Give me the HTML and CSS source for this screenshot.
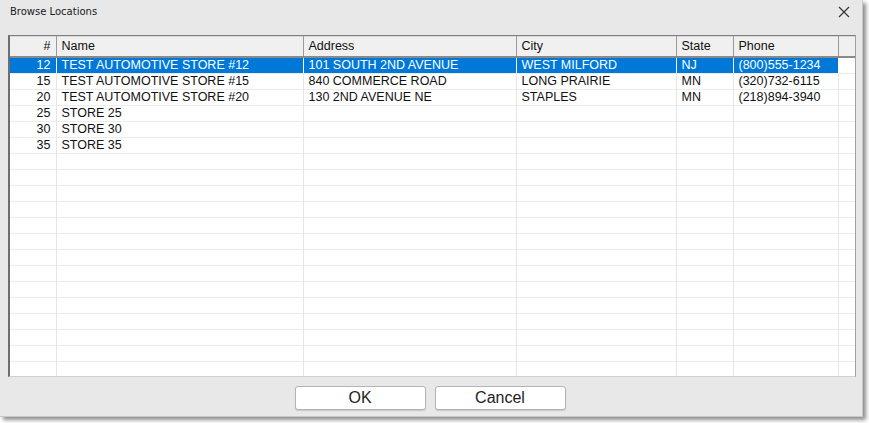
FILE: index.html
```html
<!DOCTYPE html>
<html>
<head>
<meta charset="utf-8">
<link rel="stylesheet" href="styles.css">
</head>
<body>
<div class="window">
  <div class="titlebar">
    <span class="title">Browse Locations</span>
    <svg class="close" width="12" height="12" viewBox="0 0 12 12"><path d="M1 1L11 11M11 1L1 11" stroke="#333" stroke-width="1.2" fill="none"/></svg>
  </div>
  <div class="gridbox">
    <table class="grid">
      <colgroup>
        <col class="c-num"><col class="c-name"><col class="c-addr"><col class="c-city"><col class="c-state"><col class="c-phone"><col class="c-extra">
      </colgroup>
      <thead>
        <tr><th class="num">#</th><th>Name</th><th>Address</th><th>City</th><th>State</th><th>Phone</th><th class="extra"></th></tr>
      </thead>
      <tbody>
        <tr class="sel"><td class="num">12</td><td>TEST AUTOMOTIVE STORE #12</td><td>101 SOUTH 2ND AVENUE</td><td>WEST MILFORD</td><td>NJ</td><td>(800)555-1234</td><td class="extra"></td></tr>
        <tr><td class="num">15</td><td>TEST AUTOMOTIVE STORE #15</td><td>840 COMMERCE ROAD</td><td>LONG PRAIRIE</td><td>MN</td><td>(320)732-6115</td><td class="extra"></td></tr>
        <tr><td class="num">20</td><td>TEST AUTOMOTIVE STORE #20</td><td>130 2ND AVENUE NE</td><td>STAPLES</td><td>MN</td><td>(218)894-3940</td><td class="extra"></td></tr>
        <tr><td class="num">25</td><td>STORE 25</td><td></td><td></td><td></td><td></td><td class="extra"></td></tr>
        <tr><td class="num">30</td><td>STORE 30</td><td></td><td></td><td></td><td></td><td class="extra"></td></tr>
        <tr><td class="num">35</td><td>STORE 35</td><td></td><td></td><td></td><td></td><td class="extra"></td></tr>
        <tr><td></td><td></td><td></td><td></td><td></td><td></td><td class="extra"></td></tr>
        <tr><td></td><td></td><td></td><td></td><td></td><td></td><td class="extra"></td></tr>
        <tr><td></td><td></td><td></td><td></td><td></td><td></td><td class="extra"></td></tr>
        <tr><td></td><td></td><td></td><td></td><td></td><td></td><td class="extra"></td></tr>
        <tr><td></td><td></td><td></td><td></td><td></td><td></td><td class="extra"></td></tr>
        <tr><td></td><td></td><td></td><td></td><td></td><td></td><td class="extra"></td></tr>
        <tr><td></td><td></td><td></td><td></td><td></td><td></td><td class="extra"></td></tr>
        <tr><td></td><td></td><td></td><td></td><td></td><td></td><td class="extra"></td></tr>
        <tr><td></td><td></td><td></td><td></td><td></td><td></td><td class="extra"></td></tr>
        <tr><td></td><td></td><td></td><td></td><td></td><td></td><td class="extra"></td></tr>
        <tr><td></td><td></td><td></td><td></td><td></td><td></td><td class="extra"></td></tr>
        <tr><td></td><td></td><td></td><td></td><td></td><td></td><td class="extra"></td></tr>
        <tr><td></td><td></td><td></td><td></td><td></td><td></td><td class="extra"></td></tr>
        <tr><td></td><td></td><td></td><td></td><td></td><td></td><td class="extra"></td></tr>
      </tbody>
    </table>
  </div>
  <div class="buttons">
    <button class="btn">OK</button>
    <button class="btn">Cancel</button>
  </div>
</div>
</body>
</html>
```

FILE: styles.css
```css
html, body {
  margin: 0;
  padding: 0;
  background: #ffffff;
}
body {
  width: 869px;
  height: 423px;
  overflow: hidden;
  font-family: "Liberation Sans", Arial, sans-serif;
}
.window {
  width: 863px;
  height: 417px;
  background: #e8e8e8;
  box-shadow: 3px 3px 4px rgba(0,0,0,0.45);
  border-right: 1px solid #c8c8c8;
  border-bottom: 1px solid #c8c8c8;
  box-sizing: border-box;
  display: flex;
  flex-direction: column;
}
.titlebar {
  height: 35px;
  display: flex;
  align-items: flex-start;
  justify-content: space-between;
  padding: 5px 12px 0 10px;
  box-sizing: border-box;
}
.title {
  font-family: "DejaVu Sans", sans-serif;
  font-size: 10px;
  color: #1a1a1a;
  line-height: 14px;
}
.close {
  margin-top: 1px;
}
.gridbox {
  margin-left: 8px;
  width: 848px;
  height: 342px;
  border-top: 1px solid #808080;
  border-left: 2px solid #6e6e6e;
  border-right: 1px solid #a0a0a0;
  border-bottom: 1px solid #d0d0d0;
  background: #ffffff;
  box-sizing: border-box;
  overflow: hidden;
}
.grid {
  border-collapse: collapse;
  table-layout: fixed;
  width: 845px;
  font-size: 12.5px;
  color: #111;
}
.c-num { width: 46px; }
.c-name { width: 247px; }
.c-addr { width: 213px; }
.c-city { width: 160px; }
.c-state { width: 57px; }
.c-phone { width: 105px; }
.c-extra { width: 17px; }
th {
  height: 20px;
  padding: 0 0 0 5px;
  background: #f0f0f0;
  font-weight: normal;
  text-align: left;
  border-right: 1px solid #9a9a9a;
  border-bottom: 2px solid #8a8a8a;
  border-top: 1px solid #d8d8d8;
  box-sizing: border-box;
  line-height: 16px;
}
th.num, td.num {
  text-align: right;
  padding: 0 5px 0 0;
}
td {
  height: 16px;
  padding: 0 0 0 5px;
  border-right: 1px solid #e6e6e6;
  border-bottom: 1px solid #ececec;
  box-sizing: border-box;
  line-height: 15px;
  white-space: nowrap;
  overflow: hidden;
}
td.extra, th.extra {
  border-right: none;
}
tr.sel td {
  background: #0078d7;
  color: #ffffff;
  border-right-color: #ffffff;
}
tr.sel td.extra {
  background: #ffffff;
}
.buttons {
  display: flex;
  justify-content: center;
  gap: 9px;
  padding-top: 9px;
  padding-right: 2px;
}
.btn {
  width: 131px;
  height: 24px;
  background: #ffffff;
  border: 1px solid #b4b4b4;
  border-radius: 3px;
  font-family: "Liberation Sans", Arial, sans-serif;
  font-size: 16px;
  color: #222;
  padding: 0;
  box-shadow: 0 1px 1px rgba(0,0,0,0.15);
}
```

####

Problem details :: Retype each line of the listing above word for word. Exclude the pictures.

Task output ::
Give me the HTML and CSS source for this screenshot.
FILE: index.html
```html
<!DOCTYPE html>
<html>
<head>
<meta charset="utf-8">
<link rel="stylesheet" href="styles.css">
</head>
<body>
<div class="window">
  <div class="titlebar">
    <span class="title">Browse Locations</span>
    <svg class="close" width="12" height="12" viewBox="0 0 12 12"><path d="M1 1L11 11M11 1L1 11" stroke="#333" stroke-width="1.2" fill="none"/></svg>
  </div>
  <div class="gridbox">
    <table class="grid">
      <colgroup>
        <col class="c-num"><col class="c-name"><col class="c-addr"><col class="c-city"><col class="c-state"><col class="c-phone"><col class="c-extra">
      </colgroup>
      <thead>
        <tr><th class="num">#</th><th>Name</th><th>Address</th><th>City</th><th>State</th><th>Phone</th><th class="extra"></th></tr>
      </thead>
      <tbody>
        <tr class="sel"><td class="num">12</td><td>TEST AUTOMOTIVE STORE #12</td><td>101 SOUTH 2ND AVENUE</td><td>WEST MILFORD</td><td>NJ</td><td>(800)555-1234</td><td class="extra"></td></tr>
        <tr><td class="num">15</td><td>TEST AUTOMOTIVE STORE #15</td><td>840 COMMERCE ROAD</td><td>LONG PRAIRIE</td><td>MN</td><td>(320)732-6115</td><td class="extra"></td></tr>
        <tr><td class="num">20</td><td>TEST AUTOMOTIVE STORE #20</td><td>130 2ND AVENUE NE</td><td>STAPLES</td><td>MN</td><td>(218)894-3940</td><td class="extra"></td></tr>
        <tr><td class="num">25</td><td>STORE 25</td><td></td><td></td><td></td><td></td><td class="extra"></td></tr>
        <tr><td class="num">30</td><td>STORE 30</td><td></td><td></td><td></td><td></td><td class="extra"></td></tr>
        <tr><td class="num">35</td><td>STORE 35</td><td></td><td></td><td></td><td></td><td class="extra"></td></tr>
        <tr><td></td><td></td><td></td><td></td><td></td><td></td><td class="extra"></td></tr>
        <tr><td></td><td></td><td></td><td></td><td></td><td></td><td class="extra"></td></tr>
        <tr><td></td><td></td><td></td><td></td><td></td><td></td><td class="extra"></td></tr>
        <tr><td></td><td></td><td></td><td></td><td></td><td></td><td class="extra"></td></tr>
        <tr><td></td><td></td><td></td><td></td><td></td><td></td><td class="extra"></td></tr>
        <tr><td></td><td></td><td></td><td></td><td></td><td></td><td class="extra"></td></tr>
        <tr><td></td><td></td><td></td><td></td><td></td><td></td><td class="extra"></td></tr>
        <tr><td></td><td></td><td></td><td></td><td></td><td></td><td class="extra"></td></tr>
        <tr><td></td><td></td><td></td><td></td><td></td><td></td><td class="extra"></td></tr>
        <tr><td></td><td></td><td></td><td></td><td></td><td></td><td class="extra"></td></tr>
        <tr><td></td><td></td><td></td><td></td><td></td><td></td><td class="extra"></td></tr>
        <tr><td></td><td></td><td></td><td></td><td></td><td></td><td class="extra"></td></tr>
        <tr><td></td><td></td><td></td><td></td><td></td><td></td><td class="extra"></td></tr>
        <tr><td></td><td></td><td></td><td></td><td></td><td></td><td class="extra"></td></tr>
      </tbody>
    </table>
  </div>
  <div class="buttons">
    <button class="btn">OK</button>
    <button class="btn">Cancel</button>
  </div>
</div>
</body>
</html>
```

FILE: styles.css
```css
html, body {
  margin: 0;
  padding: 0;
  background: #ffffff;
}
body {
  width: 869px;
  height: 423px;
  overflow: hidden;
  font-family: "Liberation Sans", Arial, sans-serif;
}
.window {
  width: 863px;
  height: 417px;
  background: #e8e8e8;
  box-shadow: 3px 3px 4px rgba(0,0,0,0.45);
  border-right: 1px solid #c8c8c8;
  border-bottom: 1px solid #c8c8c8;
  box-sizing: border-box;
  display: flex;
  flex-direction: column;
}
.titlebar {
  height: 35px;
  display: flex;
  align-items: flex-start;
  justify-content: space-between;
  padding: 5px 12px 0 10px;
  box-sizing: border-box;
}
.title {
  font-family: "DejaVu Sans", sans-serif;
  font-size: 10px;
  color: #1a1a1a;
  line-height: 14px;
}
.close {
  margin-top: 1px;
}
.gridbox {
  margin-left: 8px;
  width: 848px;
  height: 342px;
  border-top: 1px solid #808080;
  border-left: 2px solid #6e6e6e;
  border-right: 1px solid #a0a0a0;
  border-bottom: 1px solid #d0d0d0;
  background: #ffffff;
  box-sizing: border-box;
  overflow: hidden;
}
.grid {
  border-collapse: collapse;
  table-layout: fixed;
  width: 845px;
  font-size: 12.5px;
  color: #111;
}
.c-num { width: 46px; }
.c-name { width: 247px; }
.c-addr { width: 213px; }
.c-city { width: 160px; }
.c-state { width: 57px; }
.c-phone { width: 105px; }
.c-extra { width: 17px; }
th {
  height: 20px;
  padding: 0 0 0 5px;
  background: #f0f0f0;
  font-weight: normal;
  text-align: left;
  border-right: 1px solid #9a9a9a;
  border-bottom: 2px solid #8a8a8a;
  border-top: 1px solid #d8d8d8;
  box-sizing: border-box;
  line-height: 16px;
}
th.num, td.num {
  text-align: right;
  padding: 0 5px 0 0;
}
td {
  height: 16px;
  padding: 0 0 0 5px;
  border-right: 1px solid #e6e6e6;
  border-bottom: 1px solid #ececec;
  box-sizing: border-box;
  line-height: 15px;
  white-space: nowrap;
  overflow: hidden;
}
td.extra, th.extra {
  border-right: none;
}
tr.sel td {
  background: #0078d7;
  color: #ffffff;
  border-right-color: #ffffff;
}
tr.sel td.extra {
  background: #ffffff;
}
.buttons {
  display: flex;
  justify-content: center;
  gap: 9px;
  padding-top: 9px;
  padding-right: 2px;
}
.btn {
  width: 131px;
  height: 24px;
  background: #ffffff;
  border: 1px solid #b4b4b4;
  border-radius: 3px;
  font-family: "Liberation Sans", Arial, sans-serif;
  font-size: 16px;
  color: #222;
  padding: 0;
  box-shadow: 0 1px 1px rgba(0,0,0,0.15);
}
```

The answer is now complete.